Marcílio, o gêmeo malvado disse...

Ah sim!

"Big Bother" é erro de digitação? Porque é ótimo.

Gabriel G; disse...

Big Bother é intencional.

Dado o tamanho do comentário, acho que você poderia convertê-lo em post mesmo, hehehe...
Que existem conspirações eu não tenho nehuma dúvida. Só que elas eram a única suspeita, ainda insuficiente. O que o Nassif coloca de interessante (pra mim) é um dado no qual eu andava esbarrando mais ainda não tinha objetivado certinho: o mercado de opiniões. A partir disso, dá pra fazer amplas análises sobre o que é o Mainardi, ou aquele imbecil do Reinaldo Azevêdo.

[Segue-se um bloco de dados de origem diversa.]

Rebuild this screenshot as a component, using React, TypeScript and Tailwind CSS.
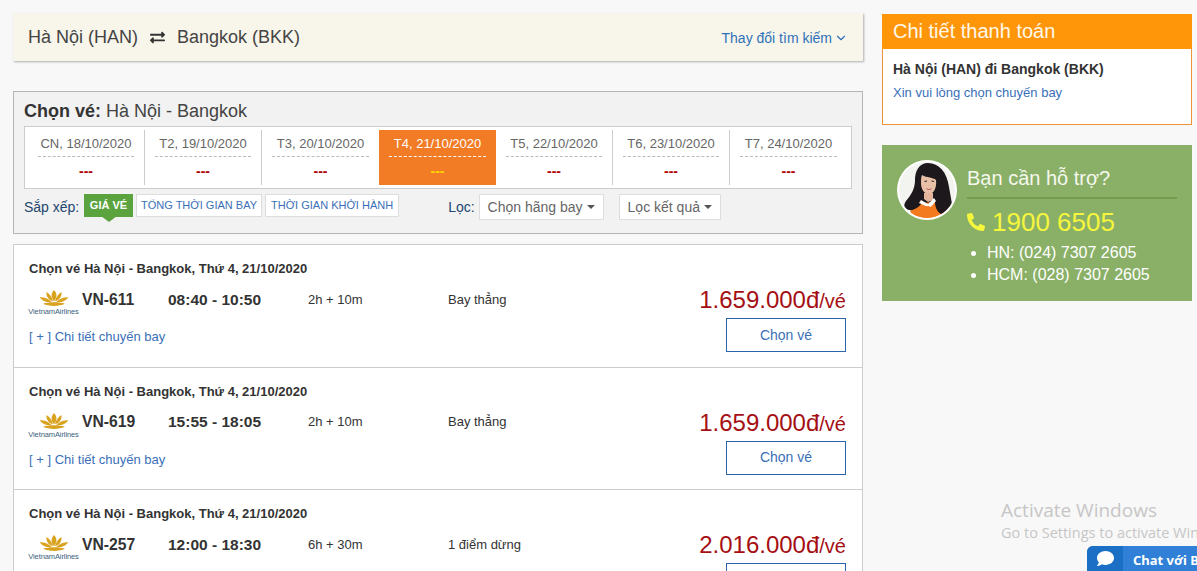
import { ChevronDown } from 'lucide-react';
import { FaComment, FaExchangeAlt, FaPhoneAlt } from 'react-icons/fa';

const dates = [
  'CN, 18/10/2020',
  'T2, 19/10/2020',
  'T3, 20/10/2020',
  'T4, 21/10/2020',
  'T5, 22/10/2020',
  'T6, 23/10/2020',
  'T7, 24/10/2020',
];

const flights = [
  { code: 'VN-611', time: '08:40 - 10:50', duration: '2h + 10m', stops: 'Bay thẳng', price: '1.659.000' },
  { code: 'VN-619', time: '15:55 - 18:05', duration: '2h + 10m', stops: 'Bay thẳng', price: '1.659.000' },
  { code: 'VN-257', time: '12:00 - 18:30', duration: '6h + 30m', stops: '1 điểm dừng', price: '2.016.000' },
];

function Caret() {
  return <span className="ml-1 inline-block border-x-[4px] border-t-[4px] border-x-transparent border-t-[#555] align-middle" />;
}

function VietnamLogo() {
  return (
    <div className="flex w-[49px] shrink-0 flex-col items-center pt-[7px]">
      <svg width="30" height="17" viewBox="0 0 30 21" preserveAspectRatio="none">
        <g fill="#d9a320">
          <path d="M15 0 C18 4 18.5 9 15 14 C11.5 9 12 4 15 0Z" />
          <path d="M7.5 2.5 C11 5 13 9 14 14 C9.5 12.5 7 8 7.5 2.5Z" />
          <path d="M22.5 2.5 C19 5 17 9 16 14 C20.5 12.5 23 8 22.5 2.5Z" />
          <path d="M0.5 9 C5 8.5 10 11 13 15 C8 16 3 13.5 0.5 9Z" />
          <path d="M29.5 9 C25 8.5 20 11 17 15 C22 16 27 13.5 29.5 9Z" />
          <path d="M4 17 C10 14.5 20 14.5 26 17 C20 20.5 10 20.5 4 17Z" />
        </g>
      </svg>
      <span className="mt-[1px] text-[7.5px] leading-[8px] tracking-[-0.1px] whitespace-nowrap text-[#3b5f7d]">VietnamAirlines</span>
    </div>
  );
}

function Avatar() {
  return (
    <svg width="60" height="60" viewBox="0 0 60 60" className="shrink-0">
      <defs>
        <clipPath id="avatar-clip">
          <circle cx="30" cy="30" r="28" />
        </clipPath>
      </defs>
      <circle cx="30" cy="30" r="30" fill="#fff" />
      <g clipPath="url(#avatar-clip)">
        <rect width="60" height="60" fill="#f3f4f0" />
        <path d="M12 60 L14 49 L24 42 L40 42 L50 50 L52 60Z" fill="#f47a20" />
        <path d="M31 3 C22 3 18 11 18 20 C18 29 14 35 9 41 C6 45 7 49 12 50 C17 51 22 47 25 43 L38 42 C38 48 41 54 47 55 C52 56 56 50 55 44 C54 38 53 33 52 27 C50 12 42 3 31 3Z" fill="#1d181b" />
        <path d="M25 15 C30 18 36 17 39 20 C40 27 37 34 32 34 C27 34 24 29 24 23 C24 20 24 17 25 15Z" fill="#e8c0a8" />
        <path d="M27.5 21.5 L30 21 M34.5 21 L37 21.5" stroke="#2a1f1f" strokeWidth="1" />
        <path d="M29 28 C31 29.5 33 29.5 35 28 C34 30.5 30 30.5 29 28Z" fill="#b5404a" />
        <path d="M27 33 L36 33 L36 40 L31 42 L27 39Z" fill="#e3b59b" />
        <path d="M24 40 L31 44 L37 38 L39 41 L33 48 L22 43Z" fill="#fff" />
        <path d="M18 49 L31 46 L38 48 L40 60 L14 60Z" fill="#f47a20" />
      </g>
    </svg>
  );
}

function FlightRow({ flight }: { flight: (typeof flights)[number] }) {
  return (
    <div className="h-[122.5px] border-b border-[#ccc] pt-[15px] pr-[16px] pl-[15px]">
      <div className="text-[13px] leading-[17px] font-bold text-[#333]">
        Chọn vé Hà Nội - Bangkok, Thứ 4, 21/10/2020
      </div>
      <div className="flex">
        <div className="flex-1">
          <div className="mt-[7px] flex h-[31px] items-center text-[#333]">
            <VietnamLogo />
            <div className="ml-[4px] w-[86px] text-[15.7px] font-bold">{flight.code}</div>
            <div className="w-[140px] text-[15.5px] font-bold">{flight.time}</div>
            <div className="w-[140px] text-[13px]">{flight.duration}</div>
            <div className="text-[13px]">{flight.stops}</div>
          </div>
          <div className="mt-[13px] text-[13px] leading-[17px] text-[#3a6fb8]">[ + ] Chi tiết chuyến bay</div>
        </div>
        <div className="flex flex-col items-end pt-[9px]">
          <div className="h-[28px] leading-[28px] whitespace-nowrap text-[#a50f14]">
            <span className="text-[24px]">{flight.price}đ</span>
            <span className="text-[20px]">/vé</span>
          </div>
          <button className="mt-[4px] h-[34px] w-[120px] border border-[#2b63ad] bg-white text-[14px] text-[#3a6fb8]">
            Chọn vé
          </button>
        </div>
      </div>
    </div>
  );
}

export default function App() {
  return (
    <div className="relative flex h-[571px] w-[1197px] gap-[19px] overflow-hidden bg-[#f8f8f8] pt-[13px] pl-[13px] font-['Liberation_Sans',sans-serif] text-[#333]">
      {/* Left column */}
      <div className="w-[850px] shrink-0">
        <div className="flex h-[48px] items-center justify-between bg-[#f8f5eb] px-[15px] shadow-[1px_1px_2px_rgba(0,0,0,0.3)]">
          <div className="flex items-center text-[18px] text-[#444]">
            <span>Hà Nội (HAN)</span>
            <FaExchangeAlt className="mx-[12px] text-[15px] text-[#333]" />
            <span>Bangkok (BKK)</span>
          </div>
          <div className="flex items-center pt-[2px] text-[14px] text-[#2f72b8]">
            Thay đổi tìm kiếm
            <ChevronDown size={14} strokeWidth={2} className="ml-[2px]" />
          </div>
        </div>

        {/* Date picker panel */}
        <div className="mt-[30px] h-[143px] border border-[#b5b5b5] bg-[#f2f2f2] px-[10px]">
          <div className="pt-[8px] text-[18px] leading-[22px] text-[#444]">
            <b className="text-[#333]">Chọn vé:</b> Hà Nội - Bangkok
          </div>
          <div className="mt-[4px] flex h-[63px] border border-[#ccc] bg-white p-[3px]">
            {dates.map((d, i) => {
              const active = i === 3;
              return (
                <div
                  key={d}
                  className={`w-[117px] px-[10px] pt-[6px] text-center ${active ? 'bg-[#f27b26] text-[#fff]' : 'text-[#666]'} ${i < 6 && i !== 2 && !active ? 'border-r border-[#ccc]' : ''}`}
                >
                  <div className={`h-[21px] whitespace-nowrap border-b border-dashed text-[13px] leading-[16px] ${active ? 'border-white' : 'border-[#bbb]'}`}>
                    {d}
                  </div>
                  <div className={`mt-[5px] text-[14px] leading-[18px] font-bold ${active ? 'text-[#ffd800]' : 'text-[#b00000]'}`}>---</div>
                </div>
              );
            })}
          </div>
          <div className="mt-[5px] flex items-start text-[14px]">
            <span className="w-[60px] pt-[5px] leading-[17px] text-[#23466e]">Sắp xếp:</span>
            <div className="relative flex h-[23px] w-[49px] items-center justify-center bg-[#5ba33f] text-[11px] font-bold text-white">
              GIÁ VÉ
              <span className="absolute top-[22px] left-[17px] border-x-[8px] border-t-[6px] border-x-transparent border-t-[#5ba33f]" />
            </div>
            <div className="ml-[3px] flex h-[23px] items-center border border-[#ddd] bg-white px-[4px] text-[11px] text-[#3a6fb8]">TỔNG THỜI GIAN BAY</div>
            <div className="ml-[3px] flex h-[23px] items-center border border-[#ddd] bg-white px-[5px] text-[11px] text-[#3a6fb8]">THỜI GIAN KHỞI HÀNH</div>
            <span className="ml-[49px] pt-[5px] leading-[17px] text-[#23466e]">Lọc:</span>
            <div className="ml-[4px] flex h-[26px] items-center border border-[#ddd] bg-white px-[8px] text-[#666]">
              Chọn hãng bay
              <Caret />
            </div>
            <div className="ml-[15px] flex h-[26px] items-center border border-[#ddd] bg-white px-[8px] text-[#666]">
              Lọc kết quả
              <Caret />
            </div>
          </div>
        </div>

        {/* Flights */}
        <div className="mt-[10px] border-x border-t border-[#ccc] bg-white">
          {flights.map((f) => (
            <FlightRow key={f.code} flight={f} />
          ))}
        </div>
      </div>

      {/* Right column */}
      <div className="w-[310px] shrink-0 pt-[1px]">
        <div className="h-[111px] border border-[#f0923a] bg-white">
          <div className="-mx-px -mt-px h-[35px] bg-[#ff9509] px-[11px] text-[20px] leading-[35px] text-[#fff8ea]">Chi tiết thanh toán</div>
          <div className="px-[10px] pt-[12px]">
            <div className="text-[14px] leading-[17px] font-bold">Hà Nội (HAN) đi Bangkok (BKK)</div>
            <div className="mt-[6px] text-[13px] leading-[17px] text-[#3a6fb8]">Xin vui lòng chọn chuyến bay</div>
          </div>
        </div>

        <div className="mt-[20px] flex h-[156px] bg-[#8ab068] pt-[15px] pl-[15px] text-white">
          <Avatar />
          <div className="ml-[10px] w-[210px]">
            <div className="h-[39px] border-b-2 border-[#739c4e] pt-[6px] text-[20px] leading-[24px] text-[#f6f8ee]">Bạn cần hỗ trợ?</div>
            <div className="mt-[7px] flex items-center text-[26px] leading-[32px] text-[#f6f63c]">
              <FaPhoneAlt className="mr-[7px] text-[18px]" />
              1900 6505
            </div>
            <ul className="mt-[4px] list-disc pl-[20px] text-[16px] leading-[22px]">
              <li>HN: (024) 7307 2605</li>
              <li>HCM: (028) 7307 2605</li>
            </ul>
          </div>
        </div>
      </div>

      {/* Windows watermark */}
      <div className="absolute top-[498px] left-[1001px] w-[260px] font-['Open_Sans',sans-serif] whitespace-nowrap text-[#c6c6c6]">
        <div className="text-[19px] leading-[24px]">Activate Windows</div>
        <div className="text-[14.5px] leading-[21px]">Go to Settings to activate Windows.</div>
      </div>

      {/* Chat tab */}
      <div className="absolute top-[546px] left-[1087px] flex h-[25px] w-[240px] overflow-hidden rounded-tl-[6px] bg-[#2f80d6] font-['Noto_Sans',sans-serif] text-[13px] font-bold text-white">
        <div className="flex w-[36px] items-center justify-center bg-[#1b6fc4]">
          <FaComment className="text-[17px]" />
        </div>
        <div className="pl-[10px] leading-[28px] whitespace-nowrap">Chat với Bộ phận hỗ trợ</div>
      </div>
    </div>
  );
}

E o interessante é que há muito pouco ainda de "direita organizada"... eles têm a falsa impressão de estar por cima, dominando; aí quando aparece uma passeata ridícula como a "cansei", fica patente o fato de como FORA DA ALTA ESFERA POLÍTICA e do AAAALTO EMPRESARIADO(e a Abril pode ser incluida nisso)a "direita" brasileira é um punhado de gente pseudo-educada que só olha pro próprio umbigo.

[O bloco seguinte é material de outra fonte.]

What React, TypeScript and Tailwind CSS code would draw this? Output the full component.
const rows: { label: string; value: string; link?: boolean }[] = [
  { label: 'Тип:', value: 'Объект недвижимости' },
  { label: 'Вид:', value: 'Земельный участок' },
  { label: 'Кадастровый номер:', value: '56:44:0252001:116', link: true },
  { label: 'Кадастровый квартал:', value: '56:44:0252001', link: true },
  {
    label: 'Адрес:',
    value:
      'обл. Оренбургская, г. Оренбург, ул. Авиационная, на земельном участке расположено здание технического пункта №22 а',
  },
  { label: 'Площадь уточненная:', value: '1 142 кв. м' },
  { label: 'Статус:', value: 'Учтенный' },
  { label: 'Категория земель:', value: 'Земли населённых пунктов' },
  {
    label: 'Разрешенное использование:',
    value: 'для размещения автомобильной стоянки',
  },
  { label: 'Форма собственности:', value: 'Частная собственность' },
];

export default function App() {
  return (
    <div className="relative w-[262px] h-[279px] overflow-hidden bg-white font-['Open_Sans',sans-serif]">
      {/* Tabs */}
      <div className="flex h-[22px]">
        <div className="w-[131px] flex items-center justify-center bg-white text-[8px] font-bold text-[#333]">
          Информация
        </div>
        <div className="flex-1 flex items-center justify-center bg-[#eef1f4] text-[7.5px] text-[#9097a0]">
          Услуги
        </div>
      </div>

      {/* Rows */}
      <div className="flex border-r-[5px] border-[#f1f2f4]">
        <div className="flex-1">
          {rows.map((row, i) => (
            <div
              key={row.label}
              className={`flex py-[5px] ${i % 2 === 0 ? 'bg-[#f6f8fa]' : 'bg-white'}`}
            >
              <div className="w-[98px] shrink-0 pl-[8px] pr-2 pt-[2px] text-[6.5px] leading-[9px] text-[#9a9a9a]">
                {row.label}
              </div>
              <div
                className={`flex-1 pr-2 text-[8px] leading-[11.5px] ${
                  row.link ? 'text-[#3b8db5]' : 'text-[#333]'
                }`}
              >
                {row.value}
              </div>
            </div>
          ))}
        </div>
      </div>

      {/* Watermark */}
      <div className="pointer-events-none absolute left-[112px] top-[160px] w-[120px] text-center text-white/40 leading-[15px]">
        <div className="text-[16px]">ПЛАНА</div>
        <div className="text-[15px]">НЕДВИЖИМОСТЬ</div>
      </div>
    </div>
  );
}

A questão iteresate é pensar que nessa escalada não há realmente bandeira ideológica ou social organizada, mas principalmente um esquema de privilegiamento PESSOAL descarado revestido de bandeira ideológica -- que é o que o Nassif mostra na série da Veja; e é o que ele mostrou também no caso dos livros de História "doutrinadores de esquerda" contra os quais se montou uma campanha no ano passado, e cujo "crime" real era serem de uma editora concorrente da Abril...

Claro, isso de bandeira ideológica cobrindo privilegiamento pessoal é a acusação feita ao PT e etc há muito tempo. Bom ver isso voltado contra os acusadores, os autoproclamados "guardiões" da moral e da democracia, "indispensáveis para o país que queremos ter".

Gabriel G; disse...

Duas coisas sobre o último comentário:

1. "punhado de gente" é exagero, são alguns poucos (íssimos) milhões de pessoas leitoras de Veja; acima de tudo,uma opinião "difusa", do tipo "a elite se revolta contra o estado das coisas", hehehe...

2. Essa conversa poderia ser convertida somehow em um post... sei lá como.

Gabriel G; disse...

Ah, é interessante pensar sobre a situação da Folha de São Paulo: ela certamente entrou no jogo de agradar o "mercado ranhetista" da classe média alta, mas ao mesmo tempo tem muitos quadros mais "de esquerda" e não quer perder seus muitos leitores da classe pensante "de esquerda"...

Então, na primeira página, temos piadinhas e trocadilhos infames com o PAC e notas desnecessárias sobre os "cartões corporativos" pra, nas imortais palavras do Bonner, "agradar o Homer". Pra reafirmar, temos o Rossi. Para contrabalandear, temos o Angeli -- que é tão fodidamente inteligente que o "Homer" nem consegue entender seu posicionamento político; na Ilustrada, por outro lado, temos outras coisas mais "à esquerda"; ainda assim, temos Ferreira Gullar (anti-Lula até a morte), Nelson Archer e de uma ou outro pipocou do nada na coluna final (penso agora em um bem "direitosinho" de uns meses atrás que, ao contrário do Archer, ecreveu um texto péssimo, fraquíssimo...)

Enfim, tenho a impressão de um ping-pong. Isso dá post também.

Marcílio, o gêmeo malvado disse...

É, dá pra pensar num post coletivo mesmo, muita coisa aqui, mas enquanto a gente não se encontra fisicamente vai levando e inflando os comentários.

Faz um tempinho que eu to escrevendo um sobre a Folha, acho que em conjunto sai melhor.

A questão que você colocou de que a Folha não quer perder o público "de esquerda" é patente. Não que eles façam isso direito, porque o jornal tá insuportável...pra mim, o slogan "Folha, não dá pra não ler" significa para mim "jornal, não dá pra não ler" ou mais simples ainda: "não dá pra não ler".

Eu leio a Folha por inércia e por estar acostumado com algumas figuras do jornal. Estadão não dá, mas no fundo o problema é ficar sem ler nada. mas enfim, logo eu posto essa história toda.

Gozado pensar que não faz muito tempo que a gente sacou que a grande mídia brasileira se concentra em três grupos: abril (revista), Folha (jornal e internet - UOL) e Globo. São justamente as coisas que a gente "cobre" com mais frequência. É tudo farinha do mesmo saco.

Quanto à questão do que o Nassif revela no caso veja, eu concordo contigo. Só fiz questão de pontuar que de fato há uma trilha conspiratória pra não deixar o grande público achando que antes tava tudo errado. O mercado de opinião, "agora" descoberto m(pra gente) me parece óbvio mesmo...parece coisa que acontece por essas terras tropicais mesmo.